# Data extract start
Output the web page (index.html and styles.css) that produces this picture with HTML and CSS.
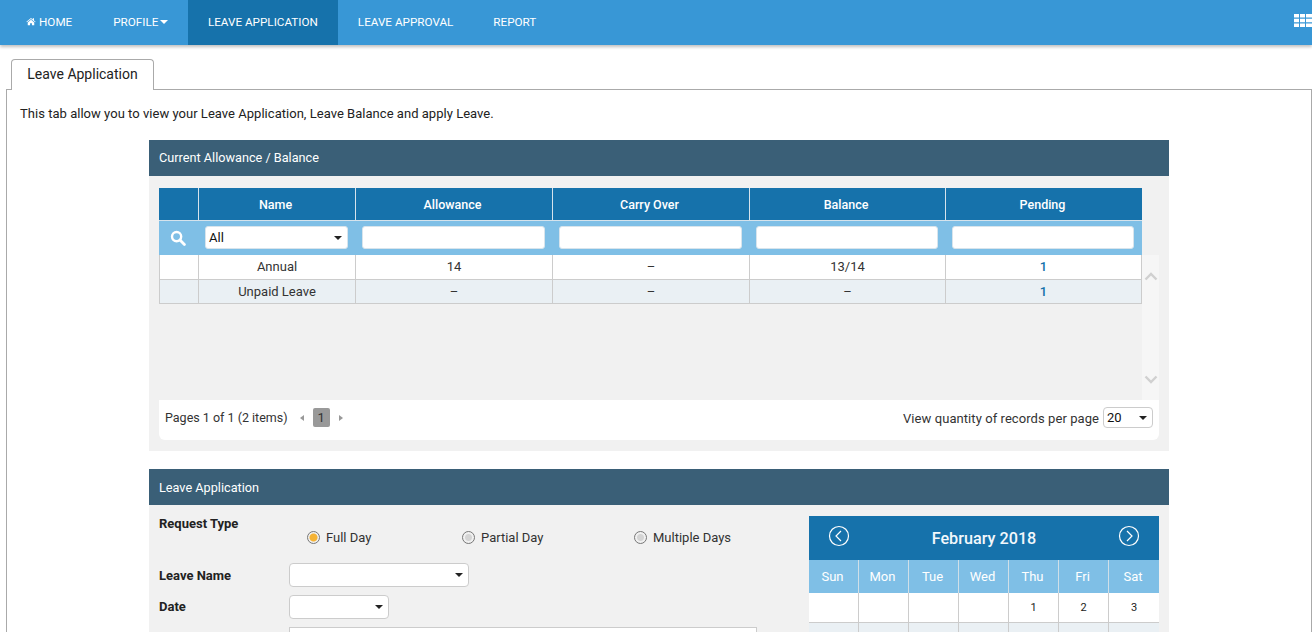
FILE: index.html
```html
<!DOCTYPE html>
<html lang="en">
<head>
<meta charset="utf-8">
<title>Leave Application</title>
<link rel="stylesheet" href="styles.css">
</head>
<body>
<nav class="topnav">
  <a class="nav-item nav-home"><svg class="i-home" viewBox="0 0 16 14"><path d="M8 1.2 0.6 7.4l.8.9L8 2.9l6.6 5.4.8-.9-2.6-2.2V1.6h-2v2L8 1.2zM2.8 8.4V13h3.7V9.6h3V13h3.7V8.4L8 4.2 2.8 8.4z" fill="#fff"/></svg>HOME</a>
  <a class="nav-item">PROFILE<span class="caret"></span></a>
  <a class="nav-item active">LEAVE APPLICATION</a>
  <a class="nav-item">LEAVE APPROVAL</a>
  <a class="nav-item">REPORT</a>
  <svg class="i-grid" viewBox="0 0 18 13"><path fill="#fff" d="M0 0h5v3.6H0zM6 0h5v3.6H6zM12 0h6v3.6h-6zM0 4.7h5v3.6H0zM6 4.7h5v3.6H6zM12 4.7h6v3.6h-6zM0 9.4h5V13H0zM6 9.4h5V13H6zM12 9.4h6V13h-6z"/></svg>
</nav>

<div class="tabs"><span class="tab">Leave Application</span></div>

<main class="tab-panel">
  <p class="intro">This tab allow you to view your Leave Application, Leave Balance and apply Leave.</p>

  <section class="section">
    <h2 class="section-head">Current Allowance / Balance</h2>
    <div class="section-body balance-body">
      <div class="grid-row grid-head">
        <div></div><div>Name</div><div>Allowance</div><div>Carry Over</div><div>Balance</div><div>Pending</div>
      </div>
      <div class="grid-row grid-filter">
        <div><svg class="i-search" viewBox="0 0 16 16"><circle cx="6.6" cy="6.6" r="4.6" fill="none" stroke="#fff" stroke-width="2.4"/><path d="M10 10l4.4 4.4" stroke="#fff" stroke-width="2.8" stroke-linecap="round"/></svg></div>
        <div><span class="select filter-select">All</span></div>
        <div><span class="filter-input"></span></div>
        <div><span class="filter-input"></span></div>
        <div><span class="filter-input"></span></div>
        <div><span class="filter-input"></span></div>
      </div>
      <div class="scroller">
        <div class="rows">
          <div class="grid-row grid-data">
            <div></div><div>Annual</div><div>14</div><div>–</div><div>13/14</div><div class="link">1</div>
          </div>
          <div class="grid-row grid-data alt">
            <div></div><div>Unpaid Leave</div><div>–</div><div>–</div><div>–</div><div class="link">1</div>
          </div>
        </div>
        <div class="scrollbar">
          <svg class="chev" viewBox="0 0 14 9"><path d="M1.5 7.5 7 2l5.5 5.5" fill="none" stroke="#d0d0d0" stroke-width="2.4"/></svg>
          <svg class="chev" viewBox="0 0 14 9"><path d="M1.5 1.5 7 7l5.5-5.5" fill="none" stroke="#d0d0d0" stroke-width="2.4"/></svg>
        </div>
      </div>
      <div class="pager">
        <span class="pager-info">Pages 1 of 1 (2 items)</span>
        <span class="tri-left"></span>
        <span class="page-num">1</span>
        <span class="tri-right"></span>
        <span class="pager-qty">View quantity of records per page</span>
        <span class="select qty-select">20</span>
      </div>
    </div>
  </section>

  <section class="section">
    <h2 class="section-head head-form">Leave Application</h2>
    <div class="section-body form-body">
      <form class="leave-form">
        <div class="type-row">
          <label class="form-label">Request Type</label>
          <div class="radios">
            <span class="radio-item r1"><span class="radio on"></span>Full Day</span>
            <span class="radio-item r2"><span class="radio"></span>Partial Day</span>
            <span class="radio-item r3"><span class="radio"></span>Multiple Days</span>
          </div>
        </div>
        <div class="field leave-name"><label class="form-label">Leave Name</label><span class="select sel-name"></span></div>
        <div class="field date"><label class="form-label">Date</label><span class="select sel-date"></span></div>
        <div class="field reason"><label class="form-label">Reason</label><span class="textbox"></span></div>
      </form>
      <aside class="calendar">
        <div class="cal-head">
          <svg class="cal-nav" viewBox="0 0 22 22"><circle cx="11" cy="11" r="9.5" fill="none" stroke="#fff" stroke-width="1.2"/><path d="M13 6l-5 5 5 5" fill="none" stroke="#fff" stroke-width="1.2"/></svg>
          <span class="cal-title">February 2018</span>
          <svg class="cal-nav" viewBox="0 0 22 22"><circle cx="11" cy="11" r="9.5" fill="none" stroke="#fff" stroke-width="1.2"/><path d="M9 6l5 5-5 5" fill="none" stroke="#fff" stroke-width="1.2"/></svg>
        </div>
        <div class="cal-grid cal-days">
          <div>Sun</div><div>Mon</div><div>Tue</div><div>Wed</div><div>Thu</div><div>Fri</div><div>Sat</div>
        </div>
        <div class="cal-grid cal-week">
          <div></div><div></div><div></div><div></div><div>1</div><div>2</div><div>3</div>
        </div>
        <div class="cal-grid cal-week alt">
          <div></div><div></div><div></div><div></div><div></div><div></div><div></div>
        </div>
      </aside>
    </div>
  </section>
</main>
</body>
</html>
```

FILE: styles.css
```css
* { box-sizing: border-box; }
html, body { height: 632px; overflow: hidden; }
body { margin: 0; background: #fff; color: #333; font-family: Roboto, "Liberation Sans", sans-serif; font-size: 13px; }

.topnav { display: flex; height: 45px; background: #3897d6; box-shadow: 0 2px 3px rgba(0,0,0,.25); position: relative; }
.nav-item { display: flex; align-items: center; padding: 0 20px 2px; color: #fff; font-size: 11.7px; white-space: nowrap; }
.nav-home { padding-left: 26px; padding-right: 21px; }
.nav-item.active { background: #1672ab; }
.i-home { width: 10px; height: 9px; margin-right: 3px; }
.caret { width: 0; height: 0; margin-left: 1.5px; border: 4px solid transparent; border-top-color: #fff; border-bottom: 0; }
.i-grid { width: 18px; height: 13px; margin: 14px 0 0 auto; flex: none; }

.tabs { padding: 14px 0 0 11px; height: 44px; position: relative; }
.tab { display: block; width: 143px; height: 31px; padding-top: 6px; text-align: center; font-size: 14px; color: #222; background: #fff; border: 1px solid #aaa; border-bottom: 0; border-radius: 4px 4px 0 0; position: relative; z-index: 1; }

.tab-panel { margin-left: 6px; border: 1px solid #aaa; height: 600px; padding: 0 0 0 142px; }
.intro { margin: 15px 0 17px -129px; line-height: 18px; color: #222; letter-spacing: .03px; }

.section { width: 1020px; margin-bottom: 18px; }
.section-head { margin: 0; height: 36px; line-height: 36px; padding-left: 10px; background: #3a5f77; color: #fff; font-size: 12.7px; font-weight: 400; }
.head-form { line-height: 37px; }
.section-body { background: #f1f1f1; }
.balance-body { height: 275px; padding: 12px 10px 0; }

.grid-row { display: grid; grid-template-columns: 39px 157px 197px 197px 196px 197px; width: 983px; }
.grid-row > div { display: flex; align-items: center; justify-content: center; }
.grid-head { height: 33px; background: #1672ab; color: #fff; font-size: 12.5px; font-weight: 500; border-bottom: 1px solid #d6e3ec; }
.grid-head > div { padding-right: 3px; }
.grid-head > div + div { border-left: 1px solid #d6e3ec; }
.grid-filter { height: 34px; padding-bottom: 1px; background: #7fbfe6; }
.grid-filter > div { padding: 0 7px; }
.grid-filter > div:last-child { padding-right: 8px; }
.i-search { width: 16px; height: 16px; flex: none; margin-left: -1px; }
.filter-input { display: block; width: 100%; height: 23px; background: #fff; border: 1px solid #d8e4ec; border-radius: 3px; }
.select { display: flex; align-items: center; position: relative; background: #fff; border-radius: 4px; border: 1px solid #ccc; padding-left: 3px; color: #111; }
.select::after { content: ""; position: absolute; right: 5px; top: 50%; margin-top: -2px; border: 4px solid transparent; border-top-color: #222; border-bottom: 0; }
.filter-select { width: 100%; height: 23px; border-color: #d8e4ec; border-radius: 3px; }

.scroller { display: flex; height: 145px; width: 1000px; }
.rows { width: 983px; }
.grid-data { height: 25px; background: #fff; border-bottom: 1px solid #ccc; color: #333; }
.grid-data > div { border-left: 1px solid #ccc; padding-bottom: 1px; }
.grid-data > div:last-child { border-right: 1px solid #ccc; }
.grid-data.alt { height: 24px; background: #eaf0f4; }
.link { color: #1672ab; font-weight: 500; }
.scrollbar { width: 17px; background: #f6f6f6; display: flex; flex-direction: column; justify-content: space-between; align-items: center; padding: 17px 0 16px; }
.chev { width: 14px; height: 9px; }

.pager { display: flex; align-items: center; height: 40px; width: 1000px; padding: 0 6px 5px; background: #fff; border-radius: 0 0 6px 6px; }
.pager-info { margin-right: 12px; font-size: 12.5px; }
.tri-left { border: 3.5px solid transparent; border-right: 4px solid #999; border-left: 0; margin-right: 9px; }
.page-num { width: 17px; height: 19px; background: #999; border-radius: 2px; text-align: center; line-height: 19px; margin-right: 9px; }
.tri-right { border: 3.5px solid transparent; border-left: 4px solid #999; border-right: 0; }
.pager-qty { margin-left: auto; margin-right: 4px; padding-top: 1px; letter-spacing: .07px; }
.qty-select { width: 50px; height: 21px; }

.form-body { display: flex; height: 300px; padding: 11px 10px 0; }
.leave-form { width: 650px; }
.form-label { font-weight: 700; color: #222; width: 130px; flex: none; }
.type-row { display: flex; height: 47px; }
.radios { flex: 1; position: relative; padding-top: 13px; display: flex; color: #333; }
.radio-item { display: flex; align-items: center; height: 16px; gap: 6px; }
.r1 { margin-left: 18px; width: 155px; }
.r2 { width: 172px; }
.radio { width: 13px; height: 13px; border-radius: 50%; border: 1px solid #777; background: radial-gradient(circle, #d4d4d4 0 3px, #f0f0f0 4px); flex: none; }
.radio.on { background: radial-gradient(circle, #f5b335 0 3.5px, #f0f0f0 4.5px); }
.field { display: flex; }
.field .form-label { padding-top: 5px; }
.leave-name { height: 32px; }
.date { height: 32px; }
.date .form-label { padding-top: 4px; }
.sel-name { width: 180px; height: 24px; }
.sel-date { width: 100px; height: 24px; }
.textbox { display: block; width: 468px; height: 80px; background: #fff; border: 1px solid #ccc; }

.calendar { width: 350px; flex: none; }
.cal-head { display: flex; justify-content: space-between; align-items: center; height: 44px; padding: 0 19px; background: #1672ab; color: #fff; }
.cal-nav { width: 22px; height: 22px; margin-top: -4px; }
.cal-title { font-size: 16.2px; font-weight: 500; color: #f2f8fc; }
.cal-grid { display: grid; grid-template-columns: 49px repeat(5, 50px) 51px; }
.cal-days { height: 33px; background: #7fbfe6; color: #fff; }
.cal-days > div { display: flex; align-items: center; justify-content: center; padding-right: 2px; }
.cal-days > div + div { border-left: 1px solid #d0dfe8; }
.cal-week { height: 30px; background: #fff; border-bottom: 1px solid #ccc; font-size: 11px; color: #222; }
.cal-week > div { display: flex; align-items: center; justify-content: center; }
.cal-week > div + div { border-left: 1px solid #ccc; }
.cal-week.alt { background: #eaf0f4; }
```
# Data extract end
• **Given request**: Lines that include the word "styles" are to be extracted from the data above.

• **Answer to this task**:
Output the web page (index.html and styles.css) that produces this picture with HTML and CSS.
<link rel="stylesheet" href="styles.css">
FILE: styles.css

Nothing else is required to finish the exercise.